Look to your own sinfulness first, and beg God to show you all of your sins now, so fully and completely that you fall down in repentance, and have no time for judging others as you see them.

Judgement of others is a way of deflecting and avoiding a recognition of our own sinful nature.  It can be intoxicating to set oneself up as the Lord, and to pass out judgement without mercy and understanding.   But it is the way of darkness and death.

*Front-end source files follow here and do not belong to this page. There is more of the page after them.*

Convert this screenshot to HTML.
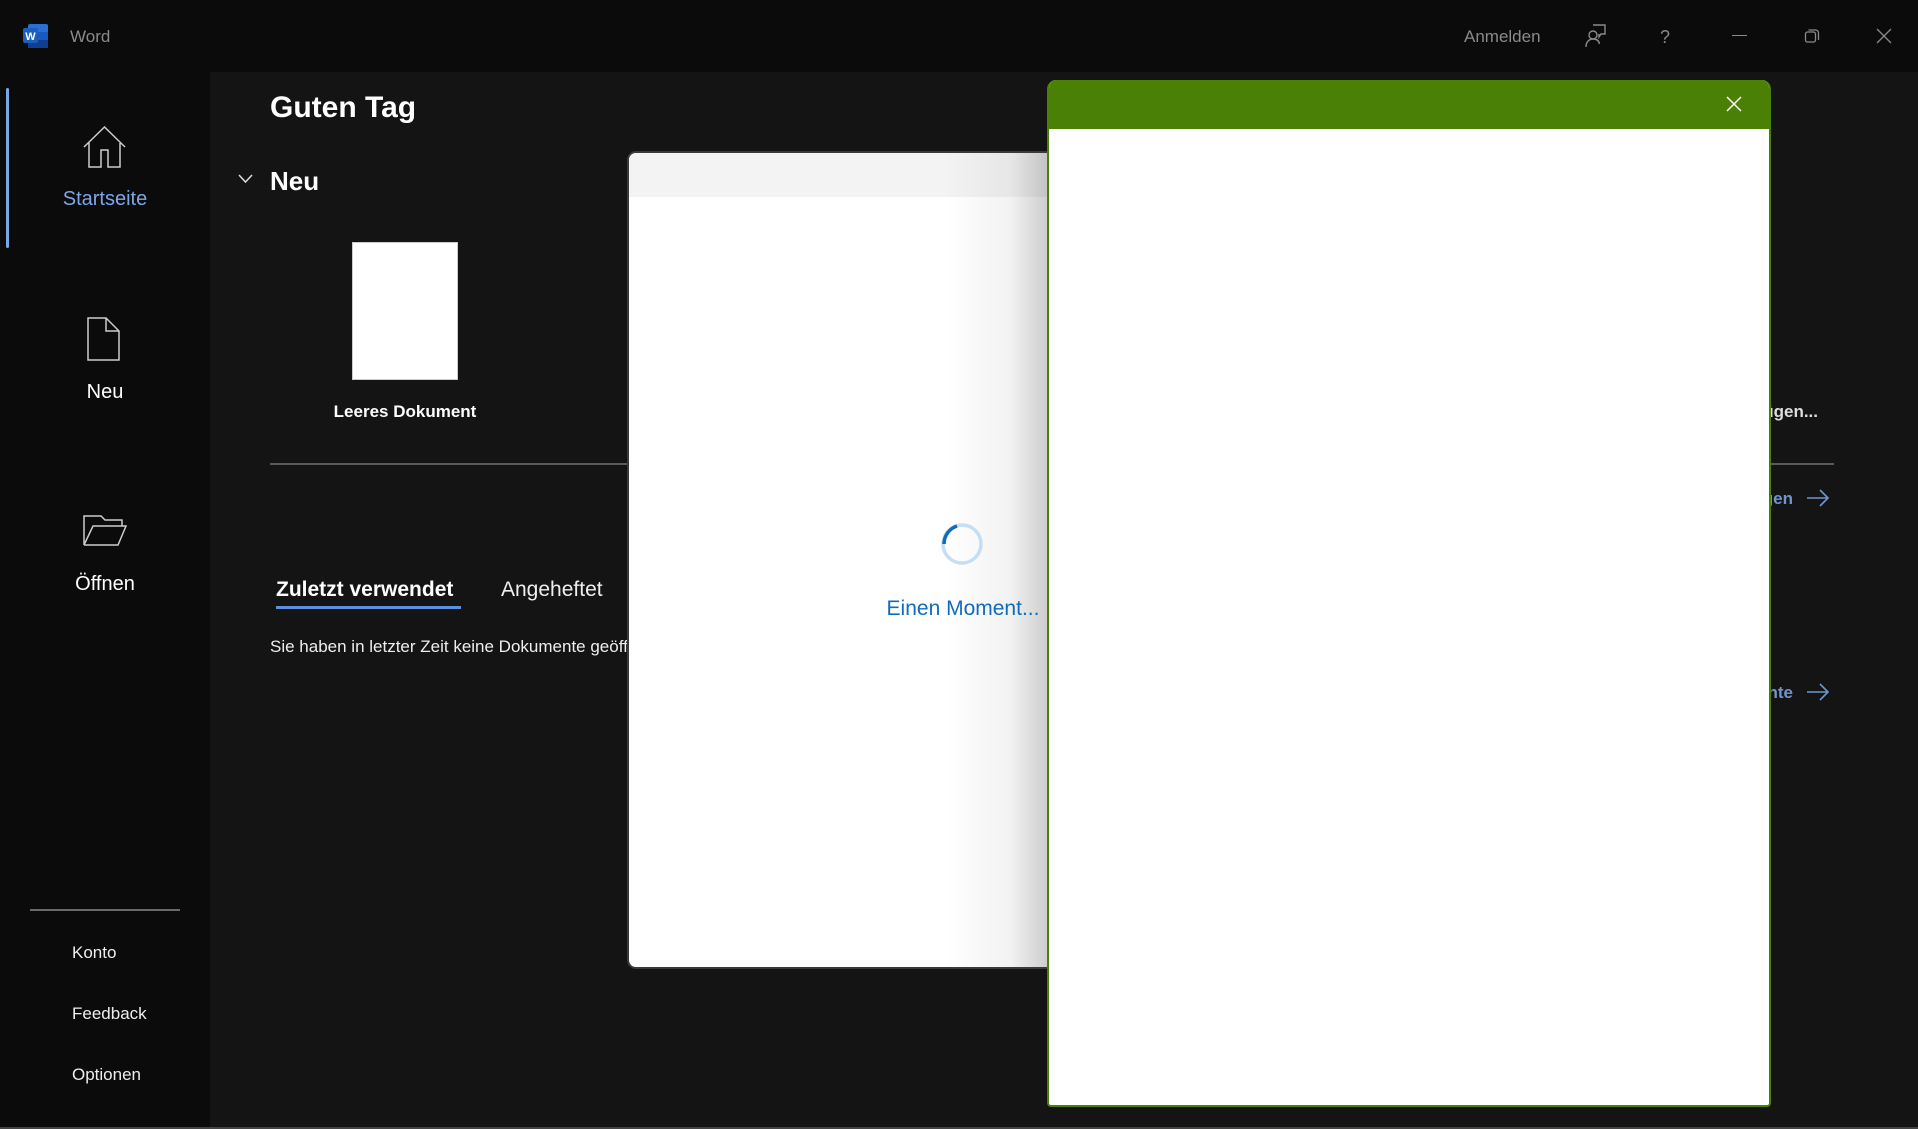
<!DOCTYPE html>
<html><head><meta charset="utf-8"><style>
*{margin:0;padding:0;box-sizing:border-box}
body{width:1918px;height:1129px;overflow:hidden;background:#0b0b0b;font-family:"Segoe UI","Liberation Sans",sans-serif;color:#fff;position:relative}
.a{position:absolute;white-space:nowrap}
</style></head><body>
<!-- title bar -->
<div class="a" style="left:0;top:0;width:1918px;height:72px;background:#0b0b0b"></div>
<svg class="a" style="left:23px;top:24px" width="26" height="24" viewBox="0 0 26 24"><rect x="5" y="0" width="20" height="24" rx="2" fill="#2b6fd6"/><rect x="5" y="8" width="20" height="8" fill="#185abd"/><rect x="5" y="16" width="20" height="8" fill="#103f91"/><rect x="0" y="4" width="15" height="15" rx="2" fill="#1b5ebe"/><text x="7.5" y="16" font-family="Liberation Sans" font-weight="bold" font-size="11" fill="#fff" text-anchor="middle">W</text></svg>
<div class="a" style="left:70px;top:27px;font-size:17px;color:#8a8a8a">Word</div>
<div class="a" style="left:1464px;top:27px;font-size:17px;color:#8a8a8a">Anmelden</div>
<svg class="a" style="left:1582px;top:22px" width="28" height="28" viewBox="0 0 28 28" fill="none" stroke="#8a8a8a" stroke-width="1.4"><path d="M11 3h12v9h-4l-2 3v-3"/><circle cx="11" cy="13" r="4"/><path d="M4 25c0-5 3-8 7-8s6 2 6.5 5"/></svg>
<div class="a" style="left:1660px;top:27px;font-size:18px;color:#8a8a8a">?</div>
<div class="a" style="left:1732px;top:35px;width:15px;height:1px;background:#8a8a8a"></div>
<svg class="a" style="left:1804px;top:28px" width="16" height="16" viewBox="0 0 16 16" fill="none" stroke="#8a8a8a" stroke-width="1.3"><rect x="1.5" y="4" width="10" height="10" rx="2"/><path d="M4.5 2h7a3 3 0 0 1 3 3v7"/></svg>
<svg class="a" style="left:1876px;top:28px" width="16" height="16" viewBox="0 0 16 16" stroke="#8a8a8a" stroke-width="1.3"><path d="M1 1L15 15M15 1L1 15"/></svg>

<!-- sidebar -->
<div class="a" style="left:6px;top:88px;width:3px;height:160px;background:#7aa6e8;border-radius:2px"></div>
<svg class="a" style="left:83px;top:126px" width="44" height="42" viewBox="0 0 44 42" fill="none" stroke="#ccc" stroke-width="1.5"><path d="M1 21L21.5 1L42 21M6 17v24h12V24h7v17h12V17"/></svg>
<div class="a" style="left:0;width:210px;text-align:center;top:188px;font-size:20px;color:#7ba7e9">Startseite</div>
<svg class="a" style="left:87px;top:317px" width="34" height="44" viewBox="0 0 34 44" fill="none" stroke="#ccc" stroke-width="1.5"><path d="M1 1h18l13 13v29H1zM19 1v13h13"/></svg>
<div class="a" style="left:0;width:210px;text-align:center;top:381px;font-size:20px;color:#fff">Neu</div>
<svg class="a" style="left:83px;top:515px" width="46" height="32" viewBox="0 0 46 32" fill="none" stroke="#ccc" stroke-width="1.5"><path d="M1 30V1h17l4 4h17v6M1 30h34l8-19H10L1 30"/></svg>
<div class="a" style="left:0;width:210px;text-align:center;top:573px;font-size:20px;color:#fff">Öffnen</div>
<div class="a" style="left:30px;top:909px;width:150px;height:2px;background:#6a6a6a"></div>
<div class="a" style="left:72px;top:943px;font-size:17px;color:#eee">Konto</div>
<div class="a" style="left:72px;top:1004px;font-size:17px;color:#eee">Feedback</div>
<div class="a" style="left:72px;top:1065px;font-size:17px;color:#eee">Optionen</div>

<!-- content -->
<div class="a" style="left:210px;top:72px;width:1708px;height:1055px;background:#141414"></div>
<div class="a" style="left:0;top:1127px;width:1918px;height:2px;background:#444"></div>
<div class="a" style="left:270px;top:91px;font-size:30px;font-weight:bold">Guten Tag</div>
<svg class="a" style="left:238px;top:174px" width="15" height="10" viewBox="0 0 15 10" fill="none" stroke="#ddd" stroke-width="1.5"><path d="M1 1l6.5 7L14 1"/></svg>
<div class="a" style="left:270px;top:166px;font-size:26px;font-weight:bold">Neu</div>
<div class="a" style="left:352px;top:242px;width:106px;height:138px;background:#fff;border:1px solid #ccc"></div>
<div class="a" style="left:305px;width:200px;text-align:center;top:402px;font-size:17px;font-weight:bold">Leeres Dokument</div>
<div class="a" style="left:1500px;width:318px;text-align:right;top:402px;font-size:17px;font-weight:bold;color:#ddd">Einfügen...</div>
<div class="a" style="left:270px;top:463px;width:1564px;height:2px;background:#5a5a5a"></div>
<div class="a" style="left:1500px;width:293px;text-align:right;top:489px;font-size:17px;font-weight:bold;color:#6f95d0">Vorlagen</div>
<svg class="a" style="left:1806px;top:488px" width="24" height="20" viewBox="0 0 24 20" fill="none" stroke="#6f95d0" stroke-width="1.6"><path d="M1 10h21M14 2l8 8-8 8"/></svg>
<div class="a" style="left:1500px;width:293px;text-align:right;top:683px;font-size:17px;font-weight:bold;color:#6f95d0">Dokumente</div>
<svg class="a" style="left:1806px;top:682px" width="24" height="20" viewBox="0 0 24 20" fill="none" stroke="#6f95d0" stroke-width="1.6"><path d="M1 10h21M14 2l8 8-8 8"/></svg>
<div class="a" style="left:276px;top:578px;font-size:21px;font-weight:bold">Zuletzt verwendet</div>
<div class="a" style="left:276px;top:606px;width:185px;height:3px;background:#5b8fdf"></div>
<div class="a" style="left:501px;top:578px;font-size:21px;color:#eee">Angeheftet</div>
<div class="a" style="left:270px;top:637px;font-size:17px;color:#eee">Sie haben in letzter Zeit keine Dokumente geöffnet.</div>

<!-- loading dialog -->
<div class="a" style="left:627px;top:151px;width:450px;height:818px;background:#fff;border:2px solid #3a3a3a;border-radius:9px;overflow:hidden">
 <div style="height:44px;background:#f3f3f3"></div>
 <div class="a" style="right:0;top:0;width:130px;height:100%;background:linear-gradient(to right,rgba(0,0,0,0),rgba(0,0,0,0.05) 50%,rgba(0,0,0,0.3))"></div>
</div>
<svg class="a" style="left:940px;top:522px" width="44" height="44" viewBox="0 0 44 44" fill="none" stroke-width="3.5"><circle cx="22" cy="22" r="19" stroke="#c6def3"/><path d="M4 22A19 19 0 0 1 17 4" stroke="#0f6cbd"/></svg>
<div class="a" style="left:860px;width:206px;text-align:center;top:597px;font-size:21px;color:#0f6cbd">Einen Moment...</div>

<!-- green dialog -->
<div class="a" style="left:1047px;top:80px;width:724px;height:1027px;background:#fff;border:2px solid #4a8005;border-top:none;border-radius:9px 9px 4px 4px;overflow:hidden">
 <div style="height:49px;background:#4a8005"></div>
</div>
<svg class="a" style="left:1726px;top:96px" width="16" height="16" viewBox="0 0 16 16" stroke="#fff" stroke-width="1.5"><path d="M1 1L15 15M15 1L1 15"/></svg>
</body></html>
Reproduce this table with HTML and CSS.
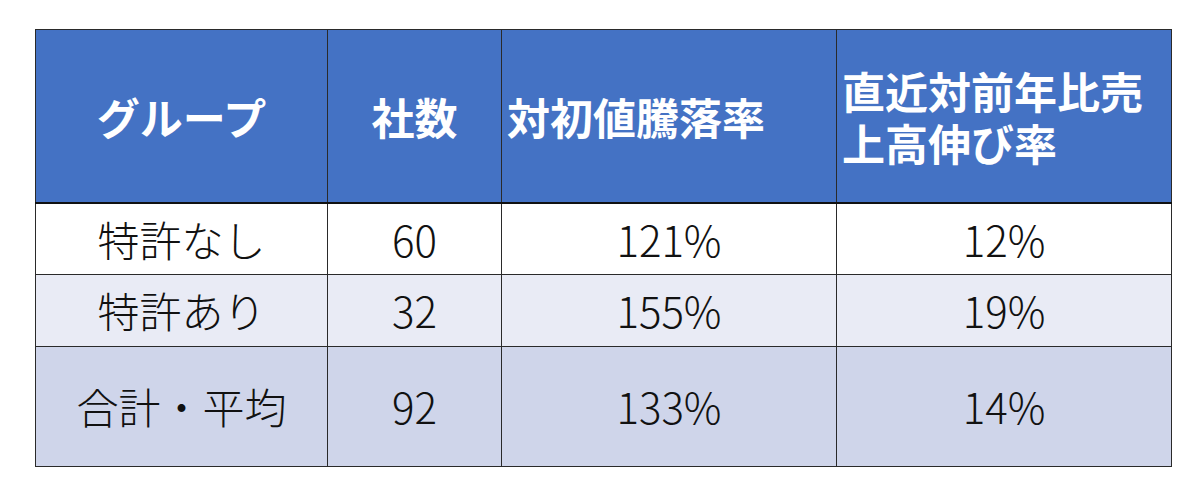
FILE: index.html
```html
<!DOCTYPE html>
<html lang="ja">
<head>
<meta charset="utf-8">
<link rel="stylesheet" href="styles.css">
</head>
<body>
<table class="stats">
  <colgroup>
    <col class="c1"><col class="c2"><col class="c3"><col class="c4">
  </colgroup>
  <thead>
    <tr class="head">
      <th class="center">グループ</th>
      <th class="center">社数</th>
      <th class="left">対初値騰落率</th>
      <th class="left">直近対前年比売<br>上高伸び率</th>
    </tr>
  </thead>
  <tbody>
    <tr class="row r1">
      <td>特許なし</td><td>60</td><td>121%</td><td>12%</td>
    </tr>
    <tr class="row r2">
      <td>特許あり</td><td>32</td><td>155%</td><td>19%</td>
    </tr>
    <tr class="row r3">
      <td>合計・平均</td><td>92</td><td>133%</td><td>14%</td>
    </tr>
  </tbody>
</table>
</body>
</html>
```

FILE: styles.css
```css
html, body {
  margin: 0;
  padding: 0;
  background: #ffffff;
}

body {
  padding: 29px 0 0 35px;
  font-family: "Noto Sans CJK JP", "Noto Sans", sans-serif;
}

.stats {
  border-collapse: collapse;
  table-layout: fixed;
  width: 1136px;
  border: 1px solid #2a2a2a;
}

.c1 { width: 292px; }
.c2 { width: 174px; }
.c3 { width: 335px; }
.c4 { width: 335px; }

.stats th,
.stats td {
  border: 1px solid #2a2a2a;
  padding: 0;
  vertical-align: middle;
}

.head {
  height: 173px;
  background: #4472c4;
}

.head th {
  color: #ffffff;
  font-weight: 700;
  font-size: 43px;
  line-height: 52px;
  border-bottom: 2px solid #111111;
}

.head th.center { text-align: center; }
.head th.left { text-align: left; padding-left: 5px; }

.row td {
  font-size: 42px;
  font-weight: 300;
  color: #111111;
  text-align: center;
  line-height: 1.2;
}

.r1 { height: 72px; background: #ffffff; }
.r2 { height: 72px; background: #e9ebf5; }
.r3 { height: 120px; background: #cfd5ea; }
```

You were not put on this earth to judge others.  And so as you judge, so shall you be judged

"Surely, there is at this day a confederacy of evil, marshalling its hosts from all parts of the world, organizing itself, taking its measures, enclosing the Church of Christ as in a net, and preparing the way for a general Apostasy from it. Whether this very Apostasy is to give birth to Antichrist, or whether he is still to be delayed, as he has already been delayed so long, we cannot know; but at any rate this Apostasy, and all its tokens and instruments, are of the Evil One, and savour of death.

Far be it from any of us to be of those simple ones who are taken in that snare which is circling around us! Far be it from us to be seduced with the fair promises in which Satan is sure to hide his poison!

Do you think he is so unskilful in his craft, as to ask you openly and plainly to join him in his warfare against the Truth? No; he offers you baits to tempt you. He promises you civil liberty; he promises you equality; he promises you trade and wealth; he promises you a remission of taxes; he promises you reform.

This is the way in which he conceals from you the kind of work to which he is putting you; he tempts you to rail against your rulers and superiors; he does so himself, and induces you to imitate him; or he promises you illumination, he offers you knowledge, science, philosophy, enlargement of mind.

He scoffs at times gone by; he scoffs at every institution which reveres them. He prompts you what to say, and then listens to you, and praises you, and encourages you. He bids you mount aloft. He shows you how to become as gods.

Then he laughs and jokes with you, and gets intimate with you; he takes your hand, and gets his fingers between yours, and grasps them, and then you are his."